GPT-Crawler is a TypeScript tool by Builder.io that crawls a website and outputs a single JSON file you can upload to OpenAI to create a custom GPT. That's the whole pitch. 18k+ GitHub stars.
The project is no longer actively maintained. The last meaningful development was in 2023-2024. There are open issues and pull requests that haven't been touched in over a year. If you use it, expect to fix things yourself.
That said, it's still functional for its specific use case and the code is simple enough to fork and adapt.
When GPT-Crawler fits
- You want to build a custom GPT or OpenAI assistant from a website's content
- You have a small, well-structured site with consistent HTML
- You're comfortable with TypeScript and willing to maintain a fork if things break
- You need a one-time output, not an ongoing crawling pipeline
It's not a general-purpose crawler.
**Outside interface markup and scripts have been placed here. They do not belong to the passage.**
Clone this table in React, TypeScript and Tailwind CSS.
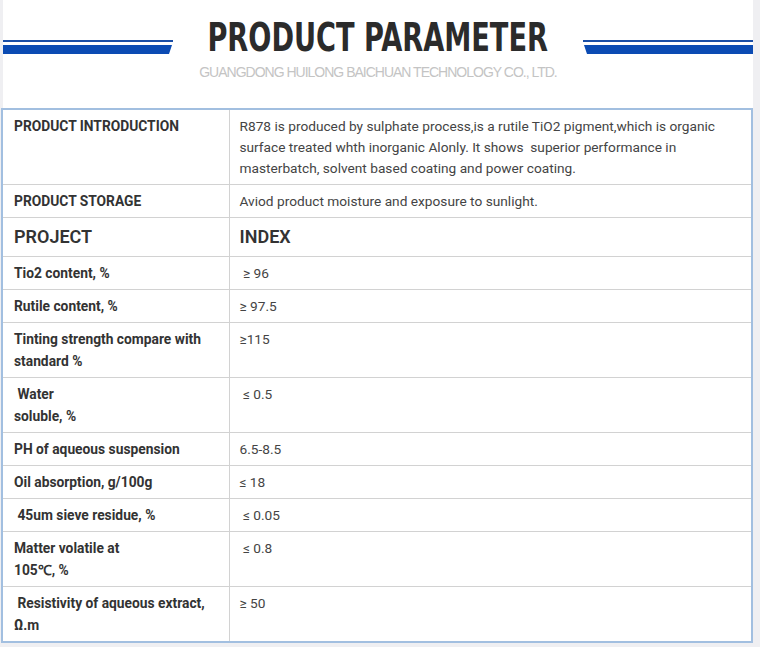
import React from 'react';

type Row = { label: React.ReactNode; value: React.ReactNode };

const rows: Row[] = [
  { label: 'Tio2 content, %', value: '\u00a0≥ 96' },
  { label: 'Rutile content, %', value: '≥ 97.5' },
  { label: <>Tinting strength compare with<br />standard %</>, value: '≥115' },
  { label: <>{'\u00a0'}Water<br />soluble, %</>, value: '\u00a0≤ 0.5' },
  { label: 'PH of aqueous suspension', value: '6.5-8.5' },
  { label: 'Oil absorption, g/100g', value: '≤ 18' },
  { label: '\u00a045um sieve residue, %', value: '\u00a0≤ 0.05' },
  { label: <>Matter volatile at<br />105℃, %</>, value: '\u00a0≤ 0.8' },
  { label: <>{'\u00a0'}Resistivity of aqueous extract,<br />Ω.m</>, value: '≥ 50' },
];

function Stripe({ flip }: { flip?: boolean }) {
  return (
    <svg width="170" height="20" viewBox="0 0 170 20" className={flip ? '-scale-x-100' : ''}>
      <rect x="0" y="0" width="170" height="2" fill="#1a4ea6" />
      <polygon points="0,5 169,5 166,14 0,14" fill="#0b4bb3" />
    </svg>
  );
}

export default function App() {
  const line = 'border-b border-[#d2d2d2]';
  const left = 'border-r border-[#d2d2d2] pl-[11px] pr-2 align-top w-[226px] text-[#333]';
  const right = 'pl-[10px] pr-2 align-top';
  const labelText = 'py-[5px] text-[13.8px] font-bold leading-[22px]';
  const valueText = 'py-[5px] text-[13.7px] text-[#444] leading-[22px]';

  return (
    <div className="min-h-[647px] bg-[#efeff2] font-['Roboto',sans-serif] overflow-hidden">
      <div className="ml-[3px] w-[750px] bg-white">
        <div className="flex items-start h-[108px]">
          <div className="mt-[40px] w-[170px] shrink-0"><Stripe /></div>
          <div className="w-[410px] shrink-0 flex flex-col items-center">
            <div className="mt-[17px] h-[40px] w-full flex items-center justify-center">
              <span className="inline-block scale-x-[0.775] whitespace-nowrap font-['DejaVu_Sans_Condensed','DejaVu_Sans',sans-serif] font-bold text-[39px] leading-none text-[#2b2b2b]">
                PRODUCT PARAMETER
              </span>
            </div>
            <div className="mt-[8px] w-full flex justify-center whitespace-nowrap font-['Liberation_Sans',sans-serif] text-[14px] leading-none text-[#c4c4c4] tracking-[-1px]">
              GUANGDONG HUILONG BAICHUAN TECHNOLOGY CO., LTD.
            </div>
          </div>
          <div className="mt-[40px] w-[170px] shrink-0"><Stripe flip /></div>
        </div>
      </div>
      <div className="ml-[1px] w-[752px] border-2 border-[#a2bfe0] bg-white">
        <table className="w-full border-collapse">
          <tbody>
            <tr className={line}>
              <td className={`${left} pt-[6px] pb-[5px] text-[13.8px] font-bold leading-[21px]`}>PRODUCT INTRODUCTION</td>
              <td className={`${right} pt-[6px] pb-[5px] text-[13.7px] text-[#444] leading-[21px]`}>
                R878 is produced by sulphate process,is a rutile TiO2 pigment,which is organic surface treated whth inorganic Alonly. It shows&nbsp; superior performance in masterbatch, solvent based coating and power coating.
              </td>
            </tr>
            <tr className={line}>
              <td className={`${left} ${labelText}`}>PRODUCT STORAGE</td>
              <td className={`${right} ${valueText}`}>Aviod product moisture and exposure to sunlight.</td>
            </tr>
            <tr className={line}>
              <td className={`${left} py-[5px] text-[18px] font-semibold leading-[28px]`}>PROJECT</td>
              <td className={`${right} py-[5px] text-[18px] font-semibold text-[#333] leading-[28px]`}>INDEX</td>
            </tr>
            {rows.map((r, i) => (
              <tr key={i} className={i === rows.length - 1 ? '' : line}>
                <td className={`${left} ${labelText}`}>{r.label}</td>
                <td className={`${right} ${valueText}`}>{r.value}</td>
              </tr>
            ))}
          </tbody>
        </table>
      </div>
    </div>
  );
}
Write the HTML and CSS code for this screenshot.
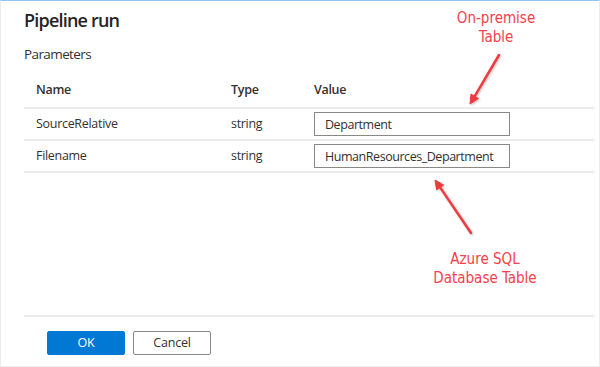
FILE: index.html
```html
<!DOCTYPE html>
<html lang="en">
<head>
<meta charset="utf-8">
<title>Pipeline run</title>
<link rel="stylesheet" href="styles.css">
</head>
<body>
<div class="dialog">
  <h1 class="title">Pipeline run</h1>
  <div class="section-label">Parameters</div>
  <div class="table">
    <div class="row head">
      <div class="cell">Name</div>
      <div class="cell">Type</div>
      <div class="cell">Value</div>
    </div>
    <div class="row">
      <div class="cell">SourceRelative</div>
      <div class="cell">string</div>
      <div class="cell"><input class="field" type="text" value="Department"></div>
    </div>
    <div class="row">
      <div class="cell">Filename</div>
      <div class="cell">string</div>
      <div class="cell"><input class="field" type="text" value="HumanResources_Department"></div>
    </div>
  </div>
  <div class="footer">
    <button class="btn btn-primary">OK</button>
    <button class="btn btn-default">Cancel</button>
  </div>

  <div class="note note-top">On-premise<br>Table</div>
  <div class="note note-bottom">Azure SQL<br>Database Table</div>
  <svg class="arrows" width="600" height="367" viewBox="0 0 600 367">
    <g class="arrow">
      <line x1="499" y1="55" x2="474.6" y2="96.3"/>
      <polygon points="470,104 478.4,98.6 471.0,94.0"/>
    </g>
    <g class="arrow">
      <line x1="471" y1="233" x2="440.1" y2="187.4"/>
      <polygon points="435,180 443.6,185.0 436.6,189.9"/>
    </g>
  </svg>
</div>
</body>
</html>
```

FILE: styles.css
```css
* { box-sizing: border-box; }

html, body {
  margin: 0;
  padding: 0;
  background: #ffffff;
}

body {
  font-family: "Open Sans", "Noto Sans", "Liberation Sans", sans-serif;
  color: #323130;
}

.dialog {
  position: relative;
  width: 600px;
  height: 367px;
  display: flex;
  flex-direction: column;
  padding: 0 4px 0 23px;
  border-top: 1px solid #94c6ef;
  border-left: 1px solid #ececec;
  border-right: 1px solid #ececec;
  border-bottom: 1px solid #f0f0f0;
  overflow: hidden;
}

.title {
  margin: 0;
  padding-top: 7px;
  font-size: 18px;
  line-height: 24px;
  font-weight: 600;
  color: #252423;
  letter-spacing: -0.8px;
}

.section-label {
  margin-top: 12px;
  font-size: 13.5px;
  line-height: 20px;
  letter-spacing: -0.6px;
  color: #323130;
}

.table {
  display: flex;
  flex-direction: column;
}

.row {
  display: grid;
  grid-template-columns: 195px 83px 1fr;
  align-items: center;
  height: 32px;
  border-bottom: 2px solid #edebe9;
  font-size: 12.5px;
  line-height: 18px;
  letter-spacing: -0.3px;
}

.row.head {
  height: 45px;
  align-items: end;
  padding-bottom: 8px;
  font-weight: 600;
}

.cell {
  padding: 0 12px;
  white-space: nowrap;
}

.field {
  display: block;
  width: 196px;
  height: 24px;
  margin: 0;
  padding: 0 8px 0 10px;
  border: 1px solid #8a8886;
  border-radius: 0;
  background: #ffffff;
  font-family: inherit;
  font-size: 12.5px;
  letter-spacing: -0.45px;
  color: #323130;
  outline: none;
}

.footer {
  margin-top: auto;
  display: flex;
  gap: 8px;
  padding: 14px 0 11px 23px;
  border-top: 2px solid #edebe9;
}

.btn {
  width: 78px;
  height: 24px;
  margin: 0;
  padding: 0;
  border-radius: 2px;
  font-family: inherit;
  font-size: 12.5px;
  line-height: 20px;
  letter-spacing: -0.2px;
  cursor: pointer;
}

.btn-primary {
  background: #0078d4;
  border: 1px solid #0078d4;
  color: #ffffff;
}

.btn-default {
  background: #ffffff;
  border: 1px solid #8a8886;
  color: #323130;
}

.note {
  position: absolute;
  width: 140px;
  text-align: center;
  font-family: "DejaVu Sans Condensed", "DejaVu Sans", sans-serif;
  font-size: 15px;
  line-height: 19px;
  color: #f5424b;
}

.note-top {
  top: 8px;
  left: 425px;
}

.note-bottom {
  top: 249px;
  left: 414px;
}

.arrows {
  position: absolute;
  top: -1px;
  left: -1px;
  pointer-events: none;
  filter: drop-shadow(1px 1px 1px rgba(0, 0, 0, 0.25));
}

.arrow line {
  stroke: #ef3b3f;
  stroke-width: 2.5;
  stroke-linecap: round;
}

.arrow polygon {
  fill: #ef3b3f;
  stroke: #ef3b3f;
  stroke-width: 1;
  stroke-linejoin: round;
}
```
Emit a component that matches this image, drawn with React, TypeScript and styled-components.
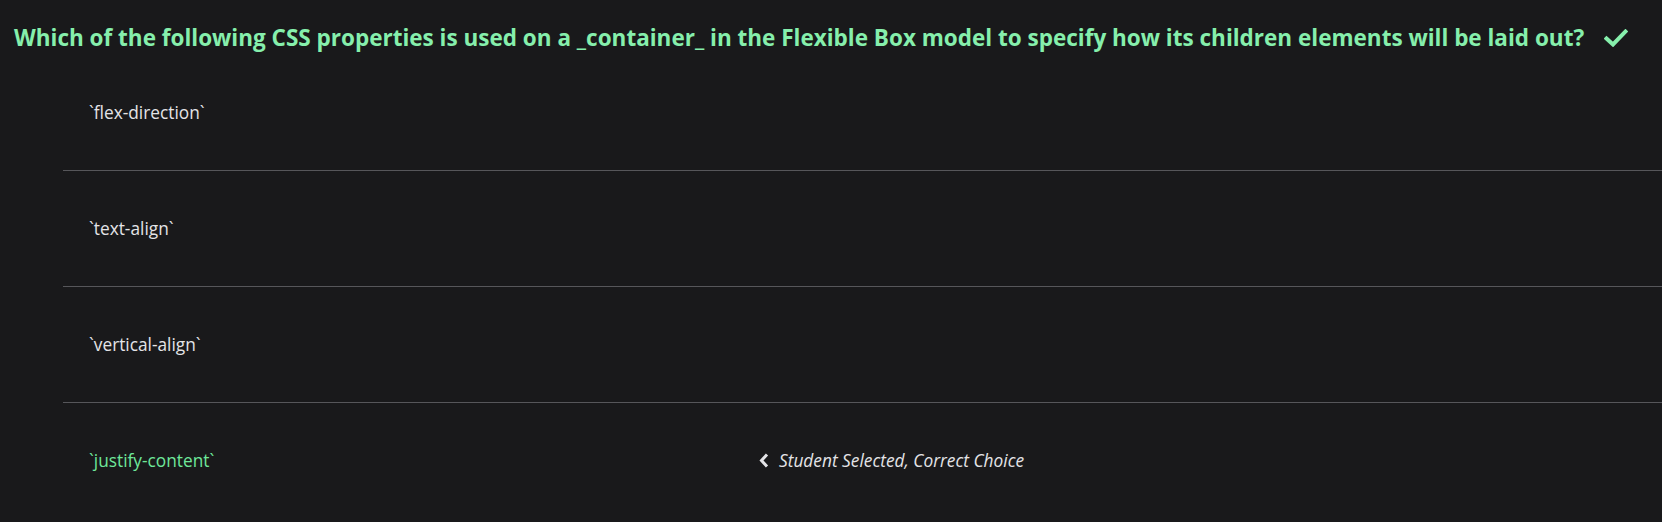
import styled, { createGlobalStyle } from "styled-components";

const GlobalStyle = createGlobalStyle`
  html, body {
    margin: 0;
    padding: 0;
    background: #19191b;
  }
  body {
    font-family: "Open Sans", "Noto Sans", sans-serif;
    color: #e4e4e7;
  }
`;

const Page = styled.div`
  width: 1662px;
  height: 522px;
  overflow: hidden;
  background: #19191b;
`;

const Question = styled.h2`
  display: flex;
  align-items: center;
  gap: 20px;
  margin: 22px 0 1px 14px;
  font-size: 22.5px;
  line-height: 32px;
  font-weight: 700;
  white-space: nowrap;
  color: #86efac;
`;

const Check = styled.svg`
  width: 24px;
  height: 18px;
  flex-shrink: 0;
`;

const Choices = styled.ul`
  list-style: none;
  margin: 0 0 0 63px;
  padding: 0;
`;

const Choice = styled.li`
  display: grid;
  grid-template-columns: 669px 1fr;
  align-items: center;
  padding: 45.5px 0 45.5px 26px;
  border-bottom: 1px solid #56565a;
  font-size: 17.3px;
  line-height: 24px;

  &:last-child {
    border-bottom: none;
  }
`;

const Label = styled.span<{ $correct?: boolean }>`
  color: ${(p) => (p.$correct ? "#6ee79a" : "#e4e4e7")};
`;

const Note = styled.span`
  display: flex;
  align-items: center;
  gap: 8px;
  font-style: italic;
  color: #e4e4e7;
`;

const Chevron = styled.svg`
  width: 13px;
  height: 15px;
`;

type Option = { text: string; correct?: boolean; note?: string };

const options: Option[] = [
  { text: "`flex-direction`" },
  { text: "`text-align`" },
  { text: "`vertical-align`" },
  {
    text: "`justify-content`",
    correct: true,
    note: "Student Selected, Correct Choice",
  },
];

export default function App() {
  return (
    <Page>
      <GlobalStyle />
      <Question>
        Which of the following CSS properties is used on a _container_ in the
        Flexible Box model to specify how its children elements will be laid
        out?
        <Check viewBox="0 0 24 18">
          <polyline
            points="2.5,9.5 9,15.5 21.5,2.5"
            fill="none"
            stroke="#86efac"
            strokeWidth="4"
            strokeLinecap="square"
          />
        </Check>
      </Question>
      <Choices>
        {options.map((o) => (
          <Choice key={o.text}>
            <Label $correct={o.correct}>{o.text}</Label>
            {o.note && (
              <Note>
                <Chevron viewBox="0 0 13 15">
                  <polyline
                    points="9,1.5 3.5,7.5 9,13.5"
                    fill="none"
                    stroke="#e4e4e7"
                    strokeWidth="3"
                  />
                </Chevron>
                {o.note}
              </Note>
            )}
          </Choice>
        ))}
      </Choices>
    </Page>
  );
}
It doesn't do markdown output for arbitrary use cases, it doesn't handle complex anti-bot situations, and there's no active community fixing issues.
Key Features
- Crawls a site from a starting URL, follows links matching a pattern you configure
- Extracts content using CSS selectors - you tell it exactly which element to pull
- Outputs a single JSON file formatted for OpenAI's custom GPT upload
- Runs locally via Node.js or Docker, or as a small Express API
- TypeScript, Apache 2.0 license
Code Example
Configuration lives in config.ts:
export const defaultConfig: Config = {
url: "https://docs.example.com/",
match: "https://docs.example.com/**",
selector: `.docs-content`, // CSS selector for main content
maxPagesToCrawl: 50,
outputFileName: "output.json",
};
Then run:
git clone https://github.com/builderio/gpt-crawler
npm install
npm start
The output is a output.json file you upload directly to OpenAI when creating a custom GPT.
Potential Drawbacks
- Abandoned - no active maintenance, issues go unanswered
- Very narrow use case: OpenAI custom GPT creation only
- No built-in proxy support, JavaScript-heavy sites may fail silently
- CSS selector approach breaks if the target site changes its HTML structure
- Not suitable for production pipelines or anything requiring reliability
GPT-Crawler is worth using if your exact need is "turn this documentation site into a custom GPT" and you accept that you're on your own if it breaks. For anything more general, use Crawlee or a managed crawl API.